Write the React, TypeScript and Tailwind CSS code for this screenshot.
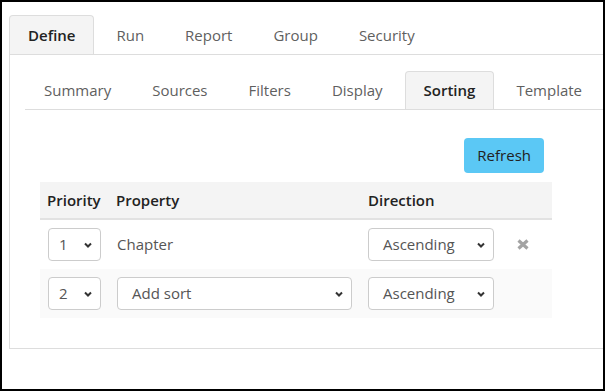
import React from "react";

const mainTabs = ["Define", "Run", "Report", "Group", "Security"];
const subTabs = ["Summary", "Sources", "Filters", "Display", "Sorting", "Template"];

const Chevron = () => (
    <svg width="8" height="6" viewBox="0 0 8 6" className="shrink-0">
        <polyline points="1,1.5 4,4.5 7,1.5" fill="none" stroke="#333" strokeWidth="2" />
    </svg>
);

const RemoveIcon = () => (
    <svg width="12" height="11" viewBox="0 0 12 11">
        <path d="M1.5 1.5 L10.5 9.5 M10.5 1.5 L1.5 9.5" stroke="#a3a3a3" strokeWidth="3.2" />
    </svg>
);

const FakeSelect = ({ value, width, pl }: { value: string; width: string; pl: string }) => (
    <div
        className={`${width} ${pl} h-[33px] pr-[8px] flex items-center justify-between border border-[#cccccc] rounded-[4px] bg-white text-[15px] text-[#555]`}
    >
        <span>{value}</span>
        <Chevron />
    </div>
);

const Tab = ({ label, active }: { label: string; active: boolean }) => (
    <li
        className={
            active
                ? "px-[18px] flex items-center border border-b-0 border-[#dddddd] rounded-t-[4px] bg-[#f4f4f4] text-[#222] font-semibold mr-[3px]"
                : "px-[18px] flex items-center border border-b-0 border-transparent text-[#5f5f5f] mr-[3px]"
        }
    >
        {label}
    </li>
);

export default function App() {
    return (
        <div
            className="w-[605px] h-[391px] border-2 border-black overflow-hidden bg-white text-[15px]"
            style={{ fontFamily: '"Open Sans", "Noto Sans", sans-serif' }}
        >
            <div className="pt-[13px] pl-[7px] w-[640px]">
                <ul className="flex h-[40px] border-b border-[#dddddd]">
                    {mainTabs.map((t) => (
                        <Tab key={t} label={t} active={t === "Define"} />
                    ))}
                </ul>

                <div className="border-x border-b border-[#dddddd] px-[15px] pt-[16px] pb-[30px]">
                    <ul className="flex h-[39px] border-b border-[#dddddd]">
                        {subTabs.map((t) => (
                            <Tab key={t} label={t} active={t === "Sorting"} />
                        ))}
                    </ul>

                    <div className="px-[15px] pt-[28px]">
                        <div className="w-[512px] flex justify-end pr-[8px]">
                            <button className="h-[35px] px-[13px] rounded-[4px] bg-[#5bc8f5] text-[#222]">
                                Refresh
                            </button>
                        </div>

                        <div className="w-[512px] mt-[9px]">
                            {/* header */}
                            <div className="grid grid-cols-[69px_251px_142px_50px] h-[38px] items-center bg-[#f4f4f4] border-b-2 border-[#e2e2e2] font-semibold text-[#222]">
                                <div className="pl-[7px]">Priority</div>
                                <div className="pl-[7px]">Property</div>
                                <div className="pl-[8px]">Direction</div>
                                <div />
                            </div>

                            {/* row 1 */}
                            <div className="grid grid-cols-[69px_251px_142px_50px] h-[49px] items-center bg-white">
                                <div className="pl-[8px]">
                                    <FakeSelect value="1" width="w-[53px]" pl="pl-[10px]" />
                                </div>
                                <div className="pl-[8px] text-[#555]">Chapter</div>
                                <div className="pl-[8px]">
                                    <FakeSelect value="Ascending" width="w-[126px]" pl="pl-[14px]" />
                                </div>
                                <div className="pl-[15px] flex items-center">
                                    <RemoveIcon />
                                </div>
                            </div>

                            {/* row 2 */}
                            <div className="grid grid-cols-[69px_251px_142px_50px] h-[49px] items-center bg-[#fafafa]">
                                <div className="pl-[8px]">
                                    <FakeSelect value="2" width="w-[53px]" pl="pl-[10px]" />
                                </div>
                                <div className="pl-[8px]">
                                    <FakeSelect value="Add sort" width="w-[235px]" pl="pl-[14px]" />
                                </div>
                                <div className="pl-[8px]">
                                    <FakeSelect value="Ascending" width="w-[126px]" pl="pl-[14px]" />
                                </div>
                                <div />
                            </div>
                        </div>
                    </div>
                </div>
            </div>
        </div>
    );
}
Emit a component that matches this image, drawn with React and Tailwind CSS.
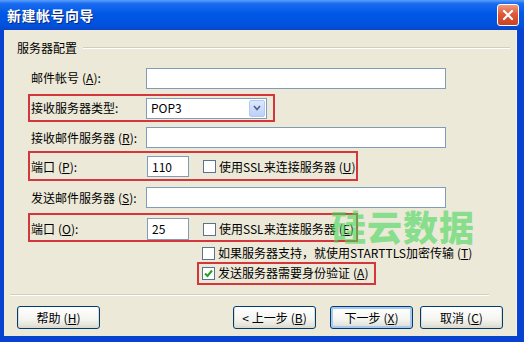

+ + + + + + +

=== Direction ===
Give the entries again word for word, but skip the pictures.

=== The answer ===
Write the React, TypeScript and Tailwind CSS code for this screenshot.
import React from "react";

const mainTabs = ["Define", "Run", "Report", "Group", "Security"];
const subTabs = ["Summary", "Sources", "Filters", "Display", "Sorting", "Template"];

const Chevron = () => (
    <svg width="8" height="6" viewBox="0 0 8 6" className="shrink-0">
        <polyline points="1,1.5 4,4.5 7,1.5" fill="none" stroke="#333" strokeWidth="2" />
    </svg>
);

const RemoveIcon = () => (
    <svg width="12" height="11" viewBox="0 0 12 11">
        <path d="M1.5 1.5 L10.5 9.5 M10.5 1.5 L1.5 9.5" stroke="#a3a3a3" strokeWidth="3.2" />
    </svg>
);

const FakeSelect = ({ value, width, pl }: { value: string; width: string; pl: string }) => (
    <div
        className={`${width} ${pl} h-[33px] pr-[8px] flex items-center justify-between border border-[#cccccc] rounded-[4px] bg-white text-[15px] text-[#555]`}
    >
        <span>{value}</span>
        <Chevron />
    </div>
);

const Tab = ({ label, active }: { label: string; active: boolean }) => (
    <li
        className={
            active
                ? "px-[18px] flex items-center border border-b-0 border-[#dddddd] rounded-t-[4px] bg-[#f4f4f4] text-[#222] font-semibold mr-[3px]"
                : "px-[18px] flex items-center border border-b-0 border-transparent text-[#5f5f5f] mr-[3px]"
        }
    >
        {label}
    </li>
);

export default function App() {
    return (
        <div
            className="w-[605px] h-[391px] border-2 border-black overflow-hidden bg-white text-[15px]"
            style={{ fontFamily: '"Open Sans", "Noto Sans", sans-serif' }}
        >
            <div className="pt-[13px] pl-[7px] w-[640px]">
                <ul className="flex h-[40px] border-b border-[#dddddd]">
                    {mainTabs.map((t) => (
                        <Tab key={t} label={t} active={t === "Define"} />
                    ))}
                </ul>

                <div className="border-x border-b border-[#dddddd] px-[15px] pt-[16px] pb-[30px]">
                    <ul className="flex h-[39px] border-b border-[#dddddd]">
                        {subTabs.map((t) => (
                            <Tab key={t} label={t} active={t === "Sorting"} />
                        ))}
                    </ul>

                    <div className="px-[15px] pt-[28px]">
                        <div className="w-[512px] flex justify-end pr-[8px]">
                            <button className="h-[35px] px-[13px] rounded-[4px] bg-[#5bc8f5] text-[#222]">
                                Refresh
                            </button>
                        </div>

                        <div className="w-[512px] mt-[9px]">
                            {/* header */}
                            <div className="grid grid-cols-[69px_251px_142px_50px] h-[38px] items-center bg-[#f4f4f4] border-b-2 border-[#e2e2e2] font-semibold text-[#222]">
                                <div className="pl-[7px]">Priority</div>
                                <div className="pl-[7px]">Property</div>
                                <div className="pl-[8px]">Direction</div>
                                <div />
                            </div>

                            {/* row 1 */}
                            <div className="grid grid-cols-[69px_251px_142px_50px] h-[49px] items-center bg-white">
                                <div className="pl-[8px]">
                                    <FakeSelect value="1" width="w-[53px]" pl="pl-[10px]" />
                                </div>
                                <div className="pl-[8px] text-[#555]">Chapter</div>
                                <div className="pl-[8px]">
                                    <FakeSelect value="Ascending" width="w-[126px]" pl="pl-[14px]" />
                                </div>
                                <div className="pl-[15px] flex items-center">
                                    <RemoveIcon />
                                </div>
                            </div>

                            {/* row 2 */}
                            <div className="grid grid-cols-[69px_251px_142px_50px] h-[49px] items-center bg-[#fafafa]">
                                <div className="pl-[8px]">
                                    <FakeSelect value="2" width="w-[53px]" pl="pl-[10px]" />
                                </div>
                                <div className="pl-[8px]">
                                    <FakeSelect value="Add sort" width="w-[235px]" pl="pl-[14px]" />
                                </div>
                                <div className="pl-[8px]">
                                    <FakeSelect value="Ascending" width="w-[126px]" pl="pl-[14px]" />
                                </div>
                                <div />
                            </div>
                        </div>
                    </div>
                </div>
            </div>
        </div>
    );
}
Emit a component that matches this image, drawn with React and Tailwind CSS.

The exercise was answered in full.